▶ [GIVEN TASK]: Restate the whole of the material. Keep every word, and drop the pictures.
------------------------------------------------
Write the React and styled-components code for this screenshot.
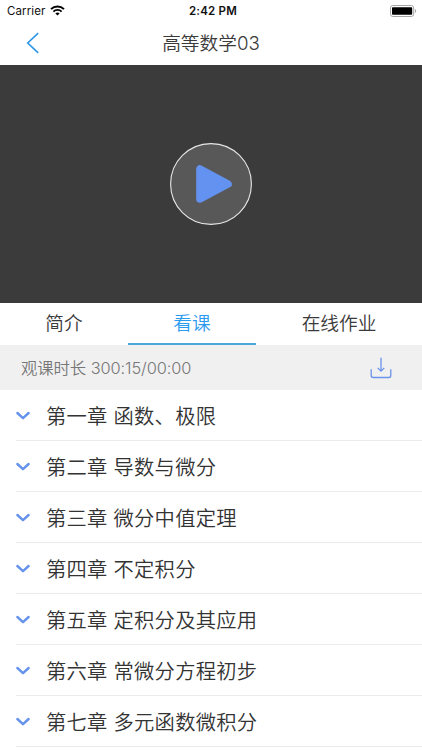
import React from "react";
import styled, { createGlobalStyle } from "styled-components";

const chapters = [
  "第一章 函数、极限",
  "第二章 导数与微分",
  "第三章 微分中值定理",
  "第四章 不定积分",
  "第五章 定积分及其应用",
  "第六章 常微分方程初步",
  "第七章 多元函数微积分",
];

const tabs = ["简介", "看课", "在线作业"];

const WifiIcon = () => (
  <svg width="15" height="11" viewBox="0 0 15 11" fill="none" stroke="#000">
    <path d="M1 4.1a9.3 9.3 0 0 1 13 0" strokeWidth="2" />
    <path d="M3.4 6.6a5.8 5.8 0 0 1 8.2 0" strokeWidth="1.9" />
    <path d="M7.5 10.6 5.4 8.5a3 3 0 0 1 4.2 0z" fill="#000" stroke="none" />
  </svg>
);

const BatteryIcon = () => (
  <svg width="28" height="12" viewBox="0 0 28 12">
    <rect x="0.5" y="0.5" width="23.2" height="11" rx="2.4" fill="#fff" stroke="#a6a6a6" />
    <rect x="2" y="2.3" width="20.2" height="7.4" rx="0.8" fill="#000" />
    <path d="M25 4v4c1.6-.5 1.6-3.5 0-4z" fill="#a6a6a6" />
  </svg>
);

const BackIcon = () => (
  <svg width="14" height="22" viewBox="0 0 14 22" fill="none">
    <path d="M12.2 1.2 1.7 11l10.5 9.8" stroke="#2b96e8" strokeWidth="1.6" />
  </svg>
);

const PlayIcon = () => (
  <svg width="82" height="82" viewBox="0 0 82 82">
    <circle cx="41" cy="41" r="40.4" fill="#585858" stroke="#e8e8e8" strokeWidth="1.1" />
    <path
      d="M30 26v30L58 41z"
      fill="#6492f0"
      stroke="#6492f0"
      strokeWidth="7.6"
      strokeLinejoin="round"
    />
  </svg>
);

const DownloadIcon = () => (
  <svg width="22" height="22" viewBox="0 0 22 22" fill="none" stroke="#6b93ec">
    <path d="M11 .8v13M7.7 10.9 11 14.2l3.3-3.3" strokeWidth="1.3" />
    <path d="M1.2 12.3v6.2a2 2 0 0 0 2 2h15.6a2 2 0 0 0 2-2v-6.2" strokeWidth="1.3" />
  </svg>
);

const ChevronIcon = () => (
  <svg width="14" height="9" viewBox="0 0 14 9" fill="none">
    <path
      d="M1.4 2 7 7.2 12.6 2"
      stroke="#6492ec"
      strokeWidth="2.4"
      strokeLinecap="round"
      strokeLinejoin="round"
    />
  </svg>
);

const App = () => (
  <Page>
    <GlobalStyle />
    <StatusBar>
      <Carrier>
        Carrier
        <WifiIcon />
      </Carrier>
      <Clock>2:42 PM</Clock>
      <Battery>
        <BatteryIcon />
      </Battery>
    </StatusBar>
    <NavBar>
      <BackButton aria-label="返回">
        <BackIcon />
      </BackButton>
      <Title>高等数学03</Title>
    </NavBar>
    <Player>
      <PlayIcon />
    </Player>
    <TabBar>
      {tabs.map((tab) => (
        <Tab key={tab} $active={tab === "看课"}>
          {tab}
        </Tab>
      ))}
    </TabBar>
    <Duration>
      <span>观课时长 300:15/00:00</span>
      <DownloadIcon />
    </Duration>
    <ChapterList>
      {chapters.map((chapter) => (
        <Chapter key={chapter}>
          <ChevronIcon />
          <span>{chapter}</span>
        </Chapter>
      ))}
    </ChapterList>
  </Page>
);

const GlobalStyle = createGlobalStyle`
  * {
    box-sizing: border-box;
  }
  body {
    margin: 0;
    background: #fff;
    overflow: hidden;
  }
  svg {
    display: block;
    flex-shrink: 0;
  }
`;

const Page = styled.div`
  width: 422px;
  height: 750px;
  overflow: hidden;
  background: #fff;
  color: #3a3a3a;
  font-family: Inter, "Noto Sans CJK SC", sans-serif;
  font-weight: 350;
  white-space: nowrap;
`;

const StatusBar = styled.div`
  display: grid;
  grid-template-columns: 1fr auto 1fr;
  align-items: center;
  height: 21px;
  padding: 0 4px 0 7px;
  color: #111;
  font-size: 11.5px;
`;

const Carrier = styled.div`
  display: flex;
  align-items: center;
  gap: 5px;
  font-weight: 400;
  letter-spacing: 0.1px;
`;

const Clock = styled.div`
  padding-left: 1px;
  font-weight: 600;
  letter-spacing: 0.2px;
`;

const Battery = styled.div`
  display: flex;
  justify-content: flex-end;
`;

const NavBar = styled.header`
  display: grid;
  grid-template-columns: 60px 1fr 60px;
  align-items: center;
  height: 44px;
`;

const BackButton = styled.button`
  padding: 0 0 0 26px;
  border: 0;
  background: none;
`;

const Title = styled.h1`
  margin: 0;
  padding-top: 2px;
  font-size: 18.7px;
  font-weight: 350;
  line-height: 28px;
  text-align: center;
`;

const Player = styled.div`
  display: flex;
  align-items: center;
  justify-content: center;
  height: 238px;
  background: #3b3b3b;
`;

const TabBar = styled.nav`
  display: grid;
  grid-template-columns: 128px 128px 1fr;
  height: 42px;
`;

const Tab = styled.div`
  height: 42px;
  border-bottom: 2px solid ${({ $active }) => ($active ? "#4ba6dc" : "transparent")};
  color: ${({ $active }) => ($active ? "#2b9bef" : "#3a3a3a")};
  font-size: 18.7px;
  line-height: 42px;
  text-align: center;
`;

const Duration = styled.div`
  display: flex;
  align-items: center;
  justify-content: space-between;
  height: 45px;
  padding: 0 30px 0 21px;
  background: #f0f0f0;
  color: #777;
  font-size: 16.4px;
  letter-spacing: -0.1px;
  line-height: 24px;
`;

const ChapterList = styled.div`
  padding-left: 16px;
`;

const Chapter = styled.div`
  display: flex;
  align-items: center;
  gap: 16px;
  height: 51px;
  border-bottom: 1px solid #ececec;
  color: #333;
  font-size: 20.3px;
  letter-spacing: 0.25px;
`;

export default App;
------------------------------------------------
▶ [SOLUTION BELOW]:
Write the React and styled-components code for this screenshot.
import React from "react";
import styled, { createGlobalStyle } from "styled-components";

const chapters = [
  "第一章 函数、极限",
  "第二章 导数与微分",
  "第三章 微分中值定理",
  "第四章 不定积分",
  "第五章 定积分及其应用",
  "第六章 常微分方程初步",
  "第七章 多元函数微积分",
];

const tabs = ["简介", "看课", "在线作业"];

const WifiIcon = () => (
  <svg width="15" height="11" viewBox="0 0 15 11" fill="none" stroke="#000">
    <path d="M1 4.1a9.3 9.3 0 0 1 13 0" strokeWidth="2" />
    <path d="M3.4 6.6a5.8 5.8 0 0 1 8.2 0" strokeWidth="1.9" />
    <path d="M7.5 10.6 5.4 8.5a3 3 0 0 1 4.2 0z" fill="#000" stroke="none" />
  </svg>
);

const BatteryIcon = () => (
  <svg width="28" height="12" viewBox="0 0 28 12">
    <rect x="0.5" y="0.5" width="23.2" height="11" rx="2.4" fill="#fff" stroke="#a6a6a6" />
    <rect x="2" y="2.3" width="20.2" height="7.4" rx="0.8" fill="#000" />
    <path d="M25 4v4c1.6-.5 1.6-3.5 0-4z" fill="#a6a6a6" />
  </svg>
);

const BackIcon = () => (
  <svg width="14" height="22" viewBox="0 0 14 22" fill="none">
    <path d="M12.2 1.2 1.7 11l10.5 9.8" stroke="#2b96e8" strokeWidth="1.6" />
  </svg>
);

const PlayIcon = () => (
  <svg width="82" height="82" viewBox="0 0 82 82">
    <circle cx="41" cy="41" r="40.4" fill="#585858" stroke="#e8e8e8" strokeWidth="1.1" />
    <path
      d="M30 26v30L58 41z"
      fill="#6492f0"
      stroke="#6492f0"
      strokeWidth="7.6"
      strokeLinejoin="round"
    />
  </svg>
);

const DownloadIcon = () => (
  <svg width="22" height="22" viewBox="0 0 22 22" fill="none" stroke="#6b93ec">
    <path d="M11 .8v13M7.7 10.9 11 14.2l3.3-3.3" strokeWidth="1.3" />
    <path d="M1.2 12.3v6.2a2 2 0 0 0 2 2h15.6a2 2 0 0 0 2-2v-6.2" strokeWidth="1.3" />
  </svg>
);

const ChevronIcon = () => (
  <svg width="14" height="9" viewBox="0 0 14 9" fill="none">
    <path
      d="M1.4 2 7 7.2 12.6 2"
      stroke="#6492ec"
      strokeWidth="2.4"
      strokeLinecap="round"
      strokeLinejoin="round"
    />
  </svg>
);

const App = () => (
  <Page>
    <GlobalStyle />
    <StatusBar>
      <Carrier>
        Carrier
        <WifiIcon />
      </Carrier>
      <Clock>2:42 PM</Clock>
      <Battery>
        <BatteryIcon />
      </Battery>
    </StatusBar>
    <NavBar>
      <BackButton aria-label="返回">
        <BackIcon />
      </BackButton>
      <Title>高等数学03</Title>
    </NavBar>
    <Player>
      <PlayIcon />
    </Player>
    <TabBar>
      {tabs.map((tab) => (
        <Tab key={tab} $active={tab === "看课"}>
          {tab}
        </Tab>
      ))}
    </TabBar>
    <Duration>
      <span>观课时长 300:15/00:00</span>
      <DownloadIcon />
    </Duration>
    <ChapterList>
      {chapters.map((chapter) => (
        <Chapter key={chapter}>
          <ChevronIcon />
          <span>{chapter}</span>
        </Chapter>
      ))}
    </ChapterList>
  </Page>
);

const GlobalStyle = createGlobalStyle`
  * {
    box-sizing: border-box;
  }
  body {
    margin: 0;
    background: #fff;
    overflow: hidden;
  }
  svg {
    display: block;
    flex-shrink: 0;
  }
`;

const Page = styled.div`
  width: 422px;
  height: 750px;
  overflow: hidden;
  background: #fff;
  color: #3a3a3a;
  font-family: Inter, "Noto Sans CJK SC", sans-serif;
  font-weight: 350;
  white-space: nowrap;
`;

const StatusBar = styled.div`
  display: grid;
  grid-template-columns: 1fr auto 1fr;
  align-items: center;
  height: 21px;
  padding: 0 4px 0 7px;
  color: #111;
  font-size: 11.5px;
`;

const Carrier = styled.div`
  display: flex;
  align-items: center;
  gap: 5px;
  font-weight: 400;
  letter-spacing: 0.1px;
`;

const Clock = styled.div`
  padding-left: 1px;
  font-weight: 600;
  letter-spacing: 0.2px;
`;

const Battery = styled.div`
  display: flex;
  justify-content: flex-end;
`;

const NavBar = styled.header`
  display: grid;
  grid-template-columns: 60px 1fr 60px;
  align-items: center;
  height: 44px;
`;

const BackButton = styled.button`
  padding: 0 0 0 26px;
  border: 0;
  background: none;
`;

const Title = styled.h1`
  margin: 0;
  padding-top: 2px;
  font-size: 18.7px;
  font-weight: 350;
  line-height: 28px;
  text-align: center;
`;

const Player = styled.div`
  display: flex;
  align-items: center;
  justify-content: center;
  height: 238px;
  background: #3b3b3b;
`;

const TabBar = styled.nav`
  display: grid;
  grid-template-columns: 128px 128px 1fr;
  height: 42px;
`;

const Tab = styled.div`
  height: 42px;
  border-bottom: 2px solid ${({ $active }) => ($active ? "#4ba6dc" : "transparent")};
  color: ${({ $active }) => ($active ? "#2b9bef" : "#3a3a3a")};
  font-size: 18.7px;
  line-height: 42px;
  text-align: center;
`;

const Duration = styled.div`
  display: flex;
  align-items: center;
  justify-content: space-between;
  height: 45px;
  padding: 0 30px 0 21px;
  background: #f0f0f0;
  color: #777;
  font-size: 16.4px;
  letter-spacing: -0.1px;
  line-height: 24px;
`;

const ChapterList = styled.div`
  padding-left: 16px;
`;

const Chapter = styled.div`
  display: flex;
  align-items: center;
  gap: 16px;
  height: 51px;
  border-bottom: 1px solid #ececec;
  color: #333;
  font-size: 20.3px;
  letter-spacing: 0.25px;
`;

export default App;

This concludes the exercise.